歴代誌下 24:17、18「ヨヤダの死後、ユダの高官たちが王のもとに来て、ひれ伏した。そのとき、王は彼らの言うことを聞き入れた。彼らは先祖の神、主の神殿を捨て、アシュラと偶像に仕えた。この罪悪のゆえに、神の怒りがユダとエルサレムに下った。」

霊的メンターであるヨヤダが死んだ後は、いとも簡単に主の宮を捨てて、アシュラと偶像に仕えて神の怒りを買いました。 ヨアシュ王は家来の言うことを聞いたのです。つまりヨヤダの教えが自分のものになっていなかったのです。

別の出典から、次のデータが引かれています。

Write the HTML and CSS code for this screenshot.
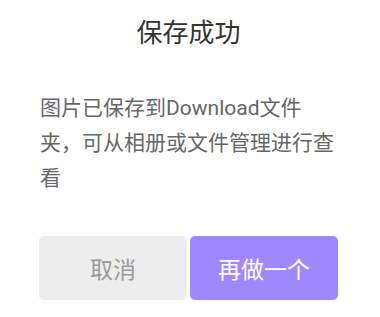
FILE: index.html
```html
<!DOCTYPE html>
<html lang="zh-CN">
<head>
  <meta charset="UTF-8">
  <meta name="viewport" content="width=device-width, initial-scale=1.0">
  <title>保存成功</title>
  <link rel="stylesheet" href="styles.css">
</head>
<body>
  <div class="dialog">
    <h1 class="title">保存成功</h1>
    <p class="message">图片已保存到Download文件夹，可从相册或文件管理进行查看</p>
    <div class="buttons">
      <button type="button" class="btn btn-cancel">取消</button>
      <button type="button" class="btn btn-again">再做一个</button>
    </div>
  </div>
</body>
</html>
```

FILE: styles.css
```css
body {
  margin: 0;
  padding: 0;
  background: #fff;
  font-family: Roboto, "Noto Sans CJK SC", sans-serif;
}

.dialog {
  width: 299px;
  padding: 16px 0 0 39px;
}

.title {
  margin: 0;
  font-size: 26px;
  font-weight: normal;
  line-height: 34px;
  text-align: center;
  color: #333;
}

.message {
  margin: 41px 0 0 1px;
  font-size: 21px;
  line-height: 35px;
  color: #666;
}

.buttons {
  display: flex;
  gap: 3px;
  margin-top: 40px;
}

.btn {
  flex: 1;
  height: 64px;
  border: none;
  border-radius: 5px;
  font-family: Roboto, "Noto Sans CJK SC", sans-serif;
  font-size: 23px;
  cursor: pointer;
}

.btn-cancel {
  background: #ededed;
  color: #999;
}

.btn-again {
  background: #9f88ff;
  color: #fff;
}
```
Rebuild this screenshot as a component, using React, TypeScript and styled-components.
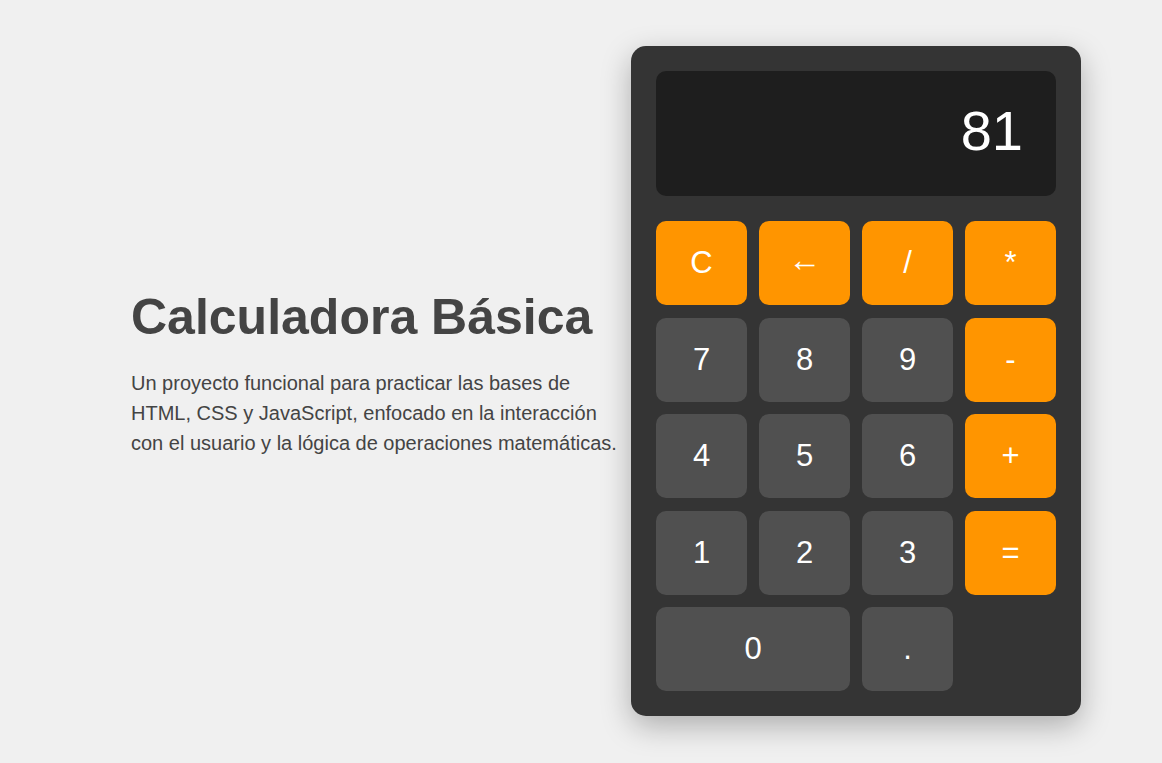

私たちはどうでしょうか。神様と太い絆によってつながっているでしょうか。
ハン・ホン師は黙想エッセイに書いています。 「長年のアメリカ生活を終えて帰国すると、道路情報に疎い私は、韓国の複雑な地理にいつも戸惑いました。知人がカーナビをプレゼントしてくれたので、本当に救われたと思いました。目的地を入力さえすれば細やかに道案内をしてくれるので、どんなにありがたかったかわかりません。そんなある日、妻にそのカーナビを貸して、私独りで運転して出かけたところ、道が全く分かりませんでした。確かに以前カーナビに従って何度も行ったところなのに、感がつかめませんでした。今まで何も考えずにカーナビだけに頼っていて、自分から進んで町の地理を知ろうと努めなかったせいです。カーナビがなかったので、私は再び方向音痴にならざるを得ませんでした。大祭司ヨヤダは、ヨアシュを王とし、多大な影響を与えた霊的メンターでした。堅実な霊的な師がいつも一緒だったので、ヨアシュは神の前に敬虔でいることが出来ました。しかし、霊的なナビゲーションの役割をしていたヨヤダが死ぬと、王は神を捨てて偶像礼拝を積極的に始めます。どんなに霊的な師が立派でも、自分の代わりに生きてくれるわけではありません。ある時点から独り立ちをするべきでした。」

ヨアシュの最後は、 残念なことですが、家来に暗殺されてしまいます。
幼い頃命を助けられ殺されないで王となったのに、結局殺されてしまう。前半は善かったのに人生の最後は優秀の美を飾ることができなかった残念な王として聖書に記載されています。
 イエス様から救ってもらった人生、私たちは始めに受けた神様の恵みを生涯忘れないでお従いしたいと思います。